I used the sample text.rb program, fed it a small PDF (RubyMine_ReferenceCard.pdf) and got mostly good text output. However, there were many places in the output where an extract character (the number '2') was inserted. For example:
Alt + Shift + N Navigate to Rails 2model/view/controlle2r etc.Ctrl + F FindCtrl + Space Basic code completion2 (the name of any cl2ass, method
Alt + F2 Preview Rails View2 in browserF3 Find next or variable)
The only valid '2' is the one in "Alt + F2". The missing carriage returns ("etc.Ctrl", "FindCtrl", "browserF3") are not an issue; this is a three-column document.
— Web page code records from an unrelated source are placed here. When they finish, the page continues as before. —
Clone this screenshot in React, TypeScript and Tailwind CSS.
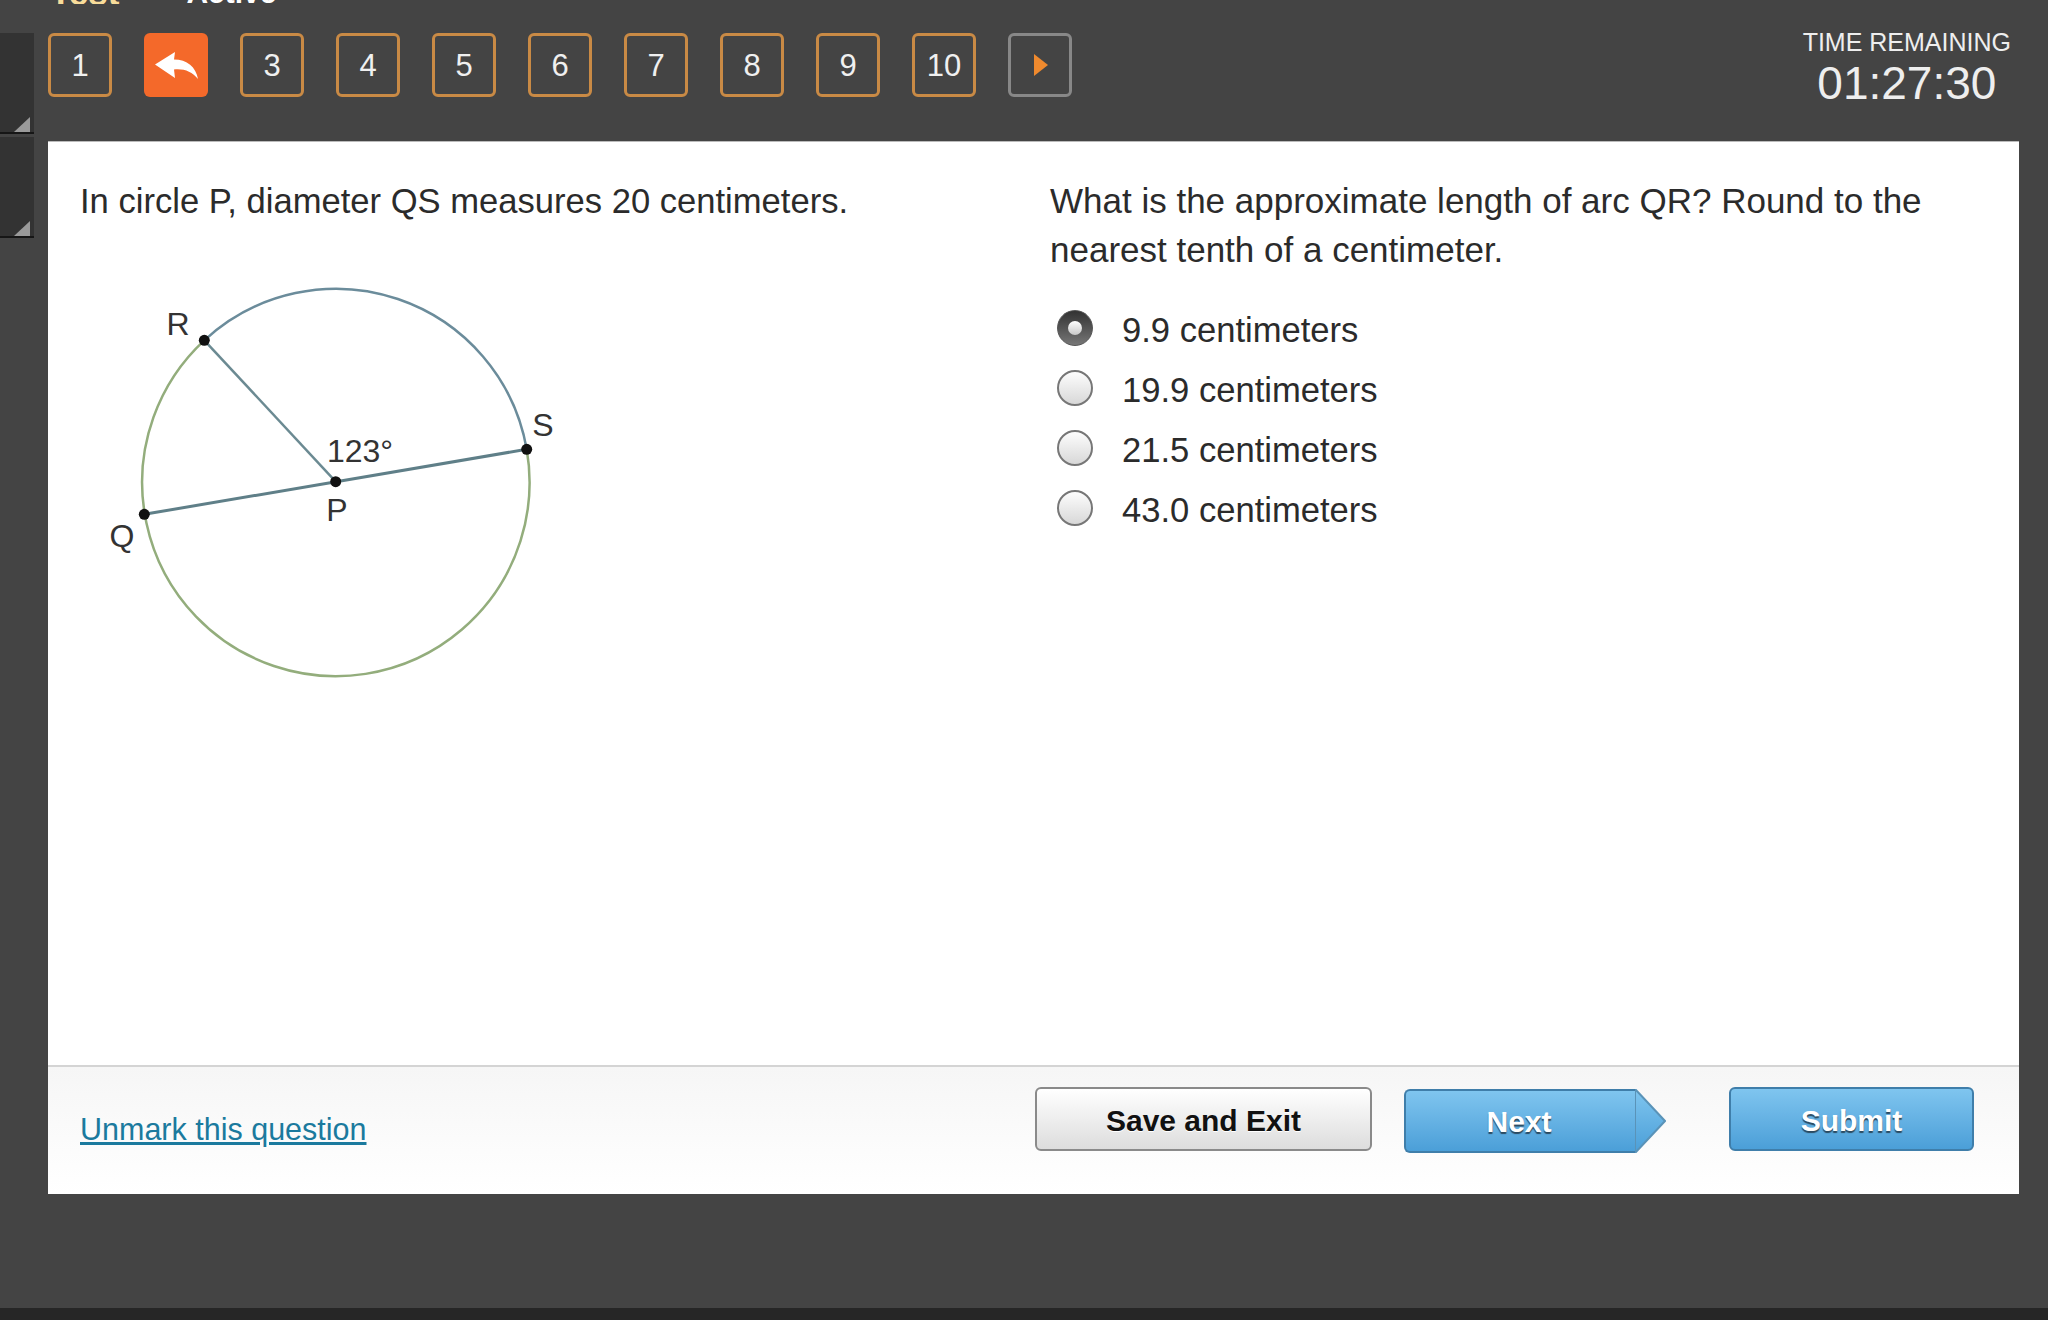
import React from 'react';

const navItems = ['1', 'back', '3', '4', '5', '6', '7', '8', '9', '10'];
const answers = ['9.9 centimeters', '19.9 centimeters', '21.5 centimeters', '43.0 centimeters'];

const NavButton = ({ label }: { label: string }) => {
    if (label === 'back') {
        return (
            <div className="w-16 h-16 rounded-md bg-[#f4692a] flex items-center justify-center">
                <svg width="43" height="27" viewBox="0 0 43 27">
                    <path d="M0 12.5 L20 0 L19 7.5 C32 7.5 41 15 43 27 C37 19.5 29 16.5 19 17.5 L20 26 Z" fill="#fff" />
                </svg>
            </div>
        );
    }
    return (
        <div className="w-16 h-16 pt-[2px] rounded-md border-[3px] border-[#c98a45] flex items-center justify-center text-[31px] text-[#f0f0f0]">
            {label}
        </div>
    );
};

const Radio = ({ checked }: { checked?: boolean }) => {
    if (checked) {
        return (
            <div className="w-9 h-9 rounded-full bg-linear-to-b from-[#333333] to-[#777777] border border-[#555555] flex items-center justify-center">
                <div className="w-3.5 h-3.5 rounded-full bg-linear-to-b from-[#ffffff] to-[#c8c8c8]" />
            </div>
        );
    }
    return <div className="w-9 h-9 rounded-full border-2 border-[#777777] bg-linear-to-b from-[#fdfdfd] to-[#d8d8d8]" />;
};

const CircleDiagram = () => (
    <svg width="500" height="430" viewBox="0 0 500 430" className="ml-[10px] mt-[35px]">
        <path d="M114.3 79.3 A193.7 193.7 0 0 1 436.7 188.3" fill="none" stroke="#6b8c9b" strokeWidth="2.5" />
        <path d="M436.7 188.3 A193.7 193.7 0 1 1 114.3 79.3" fill="none" stroke="#93ad7c" strokeWidth="2.5" />
        <line x1="54.3" y1="253.3" x2="436.7" y2="188.3" stroke="#5f7f88" strokeWidth="3" />
        <line x1="114.3" y1="79.3" x2="245.7" y2="220.7" stroke="#6b8a92" strokeWidth="2.5" />
        <circle cx="114.3" cy="79.3" r="5.5" fill="#111" />
        <circle cx="436.7" cy="188.3" r="5.5" fill="#111" />
        <circle cx="54.3" cy="253.3" r="5.5" fill="#111" />
        <circle cx="245.7" cy="220.7" r="5.5" fill="#111" />
        <g fontSize="32" fill="#333" textAnchor="middle">
            <text x="88" y="74">R</text>
            <text x="453" y="175">S</text>
            <text x="32" y="286">Q</text>
            <text x="247" y="260">P</text>
            <text x="270" y="201">123°</text>
        </g>
    </svg>
);

export default function App() {
    return (
        <div className="w-[2048px] h-[1320px] flex flex-col overflow-hidden bg-[#444444] [font-family:'Liberation_Sans',sans-serif]">
            <div className="flex h-[1308px]">
                {/* Collapsed side rail */}
                <div className="w-[34px] pt-[33px] flex flex-col gap-[3px]">
                    <div className="h-[101px] bg-[#333333] border-b-2 border-[#161616] flex items-end justify-end pr-1">
                        <div className="w-0 h-0 border-l-[16px] border-l-transparent border-b-[15px] border-b-[#9a9a9a]" />
                    </div>
                    <div className="h-[101px] bg-[#333333] border-b-2 border-[#161616] flex items-end justify-end pr-1">
                        <div className="w-0 h-0 border-l-[16px] border-l-transparent border-b-[15px] border-b-[#9a9a9a]" />
                    </div>
                </div>

                <div className="ml-[14px] flex-1 flex flex-col">
                    {/* Clipped title strip */}
                    <div className="h-1 overflow-hidden flex items-end">
                        <span className="ml-[2px] -mb-[7px] text-[35px] leading-[36px] font-bold text-[#f8dc9a]">Test</span>
                        <span className="ml-[67px] -mb-[7px] text-[30px] leading-[36px] font-bold text-white">Active</span>
                    </div>

                    {/* Question nav and timer */}
                    <div className="h-[137px] flex justify-between items-start">
                        <div className="mt-[29px] flex gap-8">
                            {navItems.map((item) => (
                                <NavButton key={item} label={item} />
                            ))}
                            <div className="w-16 h-16 rounded-md border-[3px] border-[#888888] flex items-center justify-center">
                                <svg width="15" height="22" viewBox="0 0 15 22">
                                    <path d="M1 0 L15 11 L1 22 Z" fill="#f08a2e" />
                                </svg>
                            </div>
                        </div>
                        <div className="mt-[23px] mr-[37px] flex flex-col items-center text-[#eeeeee]">
                            <div className="text-[25px] leading-[30px]">TIME REMAINING</div>
                            <div className="text-[46px] leading-[52px]">01:27:30</div>
                        </div>
                    </div>

                    {/* Question panel */}
                    <div className="w-[1971px] h-[1053px] flex flex-col bg-white border-t border-[#bbbbbb]">
                        <div className="flex-1 flex text-[#2b2b2b] text-[35px] leading-[48.5px]">
                            <div className="w-[1002px] pl-8 pt-[35px] flex flex-col">
                                <p className="text-[34.6px]">In circle P, diameter QS measures 20 centimeters.</p>
                                <CircleDiagram />
                            </div>
                            <div className="flex-1 pt-[35px] pr-[60px]">
                                <p>What is the approximate length of arc QR? Round to the nearest tenth of a centimeter.</p>
                                <div className="mt-6 flex flex-col">
                                    {answers.map((answer, i) => (
                                        <div key={answer} className="h-[60px] pl-[7px] flex items-center gap-[29px]">
                                            <Radio checked={i === 0} />
                                            <span className="mt-1 text-[34.6px]">{answer}</span>
                                        </div>
                                    ))}
                                </div>
                            </div>
                        </div>

                        {/* Footer actions */}
                        <div className="h-[129px] border-t-2 border-[#d4d4d4] bg-linear-to-b from-[#f6f6f6] to-[#ffffff] flex items-start pl-8">
                            <a className="mt-[44px] text-[30.5px] leading-[36px] text-[#1b7a9e] underline">Unmark this question</a>
                            <div className="ml-auto mt-5 flex items-start">
                                <div className="w-[337px] h-[64px] pt-[2px] rounded-md border-2 border-[#8a8a8a] bg-linear-to-b from-[#ffffff] to-[#dddddd] flex items-center justify-center text-[30px] font-bold text-[#111111] [text-shadow:0_1px_0_#ffffff]">
                                    Save and Exit
                                </div>
                                <div className="ml-8 mt-[2px] flex">
                                    <div className="w-[231px] h-[64px] pr-[3px] rounded-l-md border-y-2 border-l-2 border-[#3f7eaa] bg-linear-to-b from-[#7fc5ef] to-[#4b9fd8] flex items-center justify-center text-[30px] font-bold text-white [text-shadow:0_2px_1px_#2b4a60]">
                                        Next
                                    </div>
                                    <svg width="31" height="64" viewBox="0 0 31 64">
                                        <defs>
                                            <linearGradient id="nextTip" x1="0" y1="0" x2="0" y2="1">
                                                <stop offset="0" stopColor="#7fc5ef" />
                                                <stop offset="1" stopColor="#4b9fd8" />
                                            </linearGradient>
                                        </defs>
                                        <path d="M0 1 L1 1 L30 32 L1 63 L0 63 Z" fill="url(#nextTip)" stroke="#5a93b8" strokeWidth="2" />
                                    </svg>
                                </div>
                                <div className="ml-[63px] mr-[45px] w-[245px] h-[64px] pt-[2px] rounded-md border-2 border-[#3f7eaa] bg-linear-to-b from-[#7fc5ef] to-[#4b9fd8] flex items-center justify-center text-[30px] font-bold text-white [text-shadow:0_2px_1px_#2b4a60]">
                                    Submit
                                </div>
                            </div>
                        </div>
                    </div>
                </div>
            </div>
            <div className="h-3 bg-[#262626]" />
        </div>
    );
}
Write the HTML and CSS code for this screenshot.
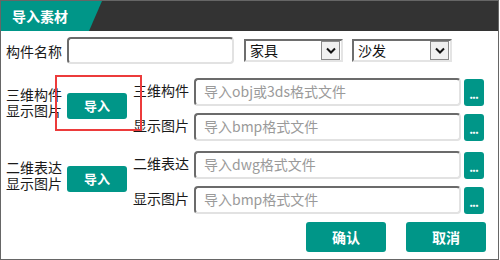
FILE: index.html
```html
<!DOCTYPE html>
<html lang="zh">
<head>
  <meta charset="UTF-8">
  <title>导入素材</title>
  <link rel="stylesheet" href="styles.css">
</head>
<body>
  <div class="dialog">
    <!-- 标题栏 -->
    <div class="title-bar">
      <div class="title-tab">导入素材</div>
    </div>

    <!-- 构件名称 -->
    <div class="name-row">
      <span class="label name-label">构件名称</span>
      <div class="text-box name-box"></div>
      <div class="select select-a">
        <span class="select-text">家具</span>
        <span class="select-arrow">
          <svg width="10" height="7" viewBox="0 0 10 7"><polyline points="1,1.5 5,5.5 9,1.5" fill="none" stroke="#111" stroke-width="2"/></svg>
        </span>
      </div>
      <div class="select select-b">
        <span class="select-text">沙发</span>
        <span class="select-arrow">
          <svg width="10" height="7" viewBox="0 0 10 7"><polyline points="1,1.5 5,5.5 9,1.5" fill="none" stroke="#111" stroke-width="2"/></svg>
        </span>
      </div>
    </div>

    <!-- 三维构件 -->
    <div class="section first">
      <div class="section-left">
        <div class="two-line">
          <div class="line">三维构件</div>
          <div class="line">显示图片</div>
        </div>
        <button class="btn btn-import">导入</button>
      </div>
      <div class="section-right">
        <div class="file-row">
          <span class="label file-label">三维构件</span>
          <div class="text-box file-box">导入obj或3ds格式文件</div>
          <button class="btn btn-more">...</button>
        </div>
        <div class="file-row">
          <span class="label file-label">显示图片</span>
          <div class="text-box file-box">导入bmp格式文件</div>
          <button class="btn btn-more">...</button>
        </div>
      </div>
    </div>

    <!-- 二维表达 -->
    <div class="section second">
      <div class="section-left">
        <div class="two-line">
          <div class="line">二维表达</div>
          <div class="line">显示图片</div>
        </div>
        <button class="btn btn-import">导入</button>
      </div>
      <div class="section-right">
        <div class="file-row">
          <span class="label file-label">二维表达</span>
          <div class="text-box file-box">导入dwg格式文件</div>
          <button class="btn btn-more">...</button>
        </div>
        <div class="file-row">
          <span class="label file-label">显示图片</span>
          <div class="text-box file-box">导入bmp格式文件</div>
          <button class="btn btn-more">...</button>
        </div>
      </div>
    </div>

    <!-- 底部按钮 -->
    <div class="footer">
      <button class="btn btn-footer">确认</button>
      <button class="btn btn-footer">取消</button>
    </div>

    <!-- 标注框 -->
    <div class="highlight"></div>
  </div>
</body>
</html>
```

FILE: styles.css
```css
* {
  margin: 0;
  padding: 0;
  box-sizing: border-box;
}
body {
  font-family: "Noto Sans CJK SC", "Liberation Sans", sans-serif;
  font-size: 14px;
  color: #1a1a1a;
  background: #fff;
}
.dialog {
  position: relative;
  width: 499px;
  height: 260px;
  border: 1px solid #666;
  background: #fff;
}
/* 标题栏 */
.title-bar {
  height: 30px;
  background: #333;
}
.title-tab {
  width: 101px;
  height: 30px;
  padding-left: 11px;
  background: #009688;
  color: #fff;
  font-weight: bold;
  font-size: 14px;
  line-height: 30px;
  clip-path: polygon(0 0, 101px 0, 88px 100%, 0 100%);
}
.label {
  font-size: 14px;
  line-height: 16px;
  color: #1a1a1a;
}
/* 第一行 */
.name-row {
  display: flex;
  align-items: center;
  height: 27px;
  margin-top: 6px;
  padding-left: 5px;
}
.name-label {
  width: 61px;
}
.text-box {
  height: 27px;
  border-style: solid;
  border-width: 2px;
  border-color: #6b6b6b #e2e2e2 #e2e2e2 #6b6b6b;
  border-radius: 4px;
  background: #fff;
  color: #9a9a9a;
  font-size: 14px;
  line-height: 23px;
  padding-left: 8px;
}
.name-box {
  width: 167px;
}
.select {
  display: flex;
  align-items: center;
  justify-content: space-between;
  height: 23px;
  border-style: solid;
  border-width: 2px;
  border-color: #6e6e6e #e4e4e4 #e4e4e4 #6e6e6e;
  background: #fff;
  padding-left: 4px;
  padding-right: 1px;
}
.select-a {
  width: 99px;
  margin-left: 10px;
}
.select-b {
  width: 100px;
  margin-left: 9px;
}
.select-text {
  line-height: 19px;
  color: #111;
}
.select-arrow {
  display: flex;
  align-items: center;
  justify-content: center;
  width: 19px;
  height: 19px;
  border: 1px solid #8a8a8a;
  background: #f0f0f0;
}
/* 导入区域 */
.section {
  display: flex;
}
.section.first {
  margin-top: 14px;
}
.section.second {
  margin-top: 10px;
}
.section-left {
  display: flex;
  align-items: center;
  width: 132px;
  height: 32px;
  margin-top: 9px;
  padding-left: 5px;
}
.two-line {
  width: 61px;
}
.line {
  height: 16.5px;
  font-family: "Liberation Sans", "Noto Sans CJK SC", sans-serif;
  font-size: 14px;
  line-height: 16.5px;
  color: #1a1a1a;
}
.btn {
  border: none;
  border-radius: 3px;
  background: #009688;
  color: #fff;
  font-family: "Noto Sans CJK SC", "Liberation Sans", sans-serif;
  font-weight: bold;
  cursor: pointer;
}
.btn-import {
  width: 60px;
  height: 26px;
  margin-top: 6px;
  font-size: 13px;
  line-height: 26px;
}
.section-right {
  display: flex;
  flex-direction: column;
  gap: 7px;
}
.file-row {
  display: flex;
  align-items: center;
  height: 28px;
}
.file-label {
  width: 61px;
  margin-top: -4px;
}
.file-box {
  width: 267px;
  height: 28px;
}
.btn-more {
  width: 20px;
  height: 27px;
  margin-left: 3px;
  font-size: 12px;
  line-height: 30px;
  letter-spacing: -1px;
  padding-right: 1px;
}
/* 底部 */
.footer {
  display: flex;
  justify-content: flex-end;
  gap: 20px;
  margin-top: 8px;
  padding-right: 12px;
}
.btn-footer {
  width: 80px;
  height: 30px;
  font-size: 14px;
  line-height: 30px;
}
/* 红色标注框 */
.highlight {
  position: absolute;
  left: 54px;
  top: 74px;
  width: 87px;
  height: 56px;
  border: 2px solid #ec3b3b;
}
```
Is this just the way of PDFs or is there some problem here?
Thanks for a great gem!
I would need to see the PDF to understand what's going on. Can you email it to me or provide a link?
I think github strips attachments. Can you email it to james - at - yob - dot - id- au ?
OK, I've identified an issue in the way I convert from glyph codes to Unicode code points. I'll try to add a fix to master this afternoon.
Bad news I'm afraid.
My research turned up a scenario where I wasn't correctly following the spec for extracting text to Unicode. Unfortunately, despite fixing the issue in 1f39fa8 your issue is still around.
The '2' characters are definitely in the content stream, but I've confirmed that adobe and poppler don't extract or render them. My best guess is that there is extra rendering detail somewhere (in the font?) that pdf-reader is ignoring, but I haven't been able to find it.
In the short term I'm out of time to keep researching this, but hopefully something will come to me.